When I was in the Pamirs in 2011, I went to a sort of Buzkashi exhibition/practice in Murgab, the Kyrgyz area, with some other expats. A friend took some photos, and then later I was introduced to a professional photographer who has won international awards for his Buzkashi photos (he also happens to be a Yale grad). Check out his amazing photos at www.theodorekaye.com. (Going to his website again informs me that he has published a book with his photos and an essay.)
http://www.theodorekaye.com/buzkashi/#2
All rights reserved Theodore Kaye. From http://www.theodorekaye.com/buzkashi/#2

I went to my first real game a few weeks ago. It was in Aperlevka, near a gold mine where some Americans we know work. Men kept crowding around to talk to the foreigners. I acquired a bouncer who would field questions to me as we talked in Tajik, and then periodically remind the crowd, "The goat is that way! Watch the game, not these people!" Mostly, I think, so that he could talk to me himself, about how we should come next weekend to Adressman, his town, which is much more beautiful and less dusty. He also informed me that almost everyone at this game was Uzbek. Buzkashi is is mostly/traditionally played in southern Tajikistan, but Kyrgyz and Uzbek (countries to the north) also play, so there are games in Sughd, but few of the players are Tajik. (I apologize if that is confusing, but that is life in these squiggly border areas where nationalities and ethnicities are thoroughly mixed.)

Below is a less-professional but more local video that one of the geologists made of his photos from Aperlevka (comments and discussion near the end are not necessarily condoned by me).

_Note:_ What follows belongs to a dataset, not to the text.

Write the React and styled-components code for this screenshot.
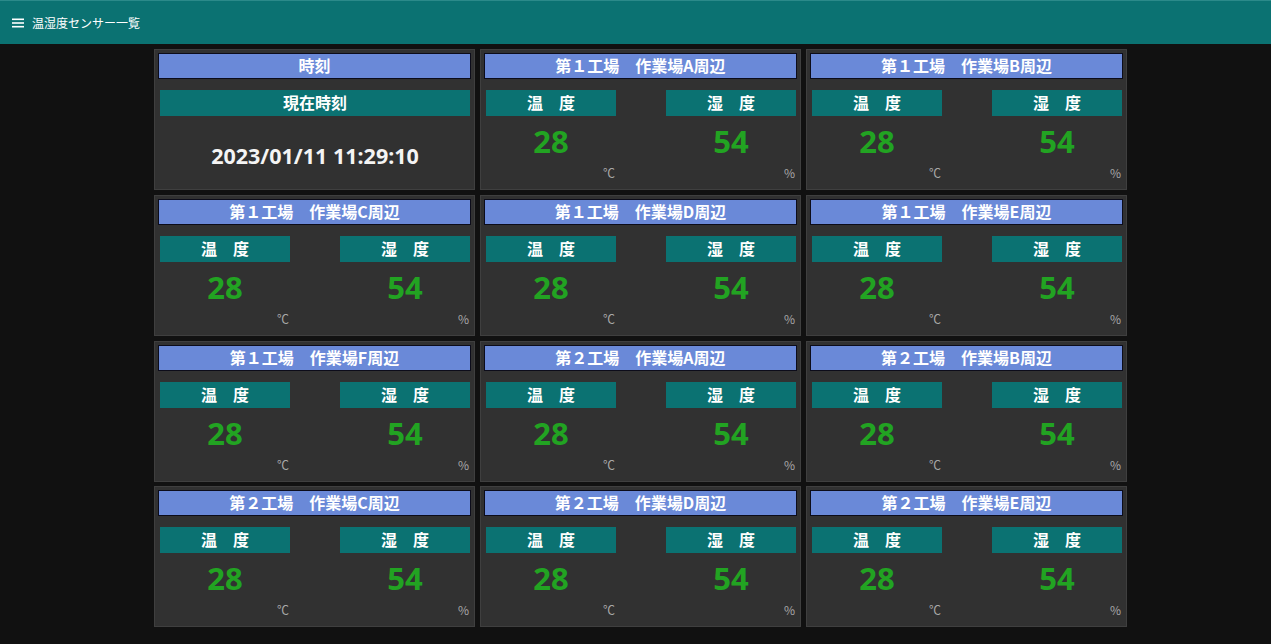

The video was from the weekend before I went.


A short film made in Kabul was nominated for an Oscar this year (the two young stars were flown to Hollywood and went to Disneyland - what an impression of America!). I have not seen it but want to.

A documentary made about Buzkashi players in southern Tajikistan:

The other week for a movie night we watched the 1971 movie The Horsemen, starring Omar Sharif, set  and filmed in Afghanistan, and featuring an extended Buzkashi segment near the beginning. Apparently it can be viewed in full on YouTube.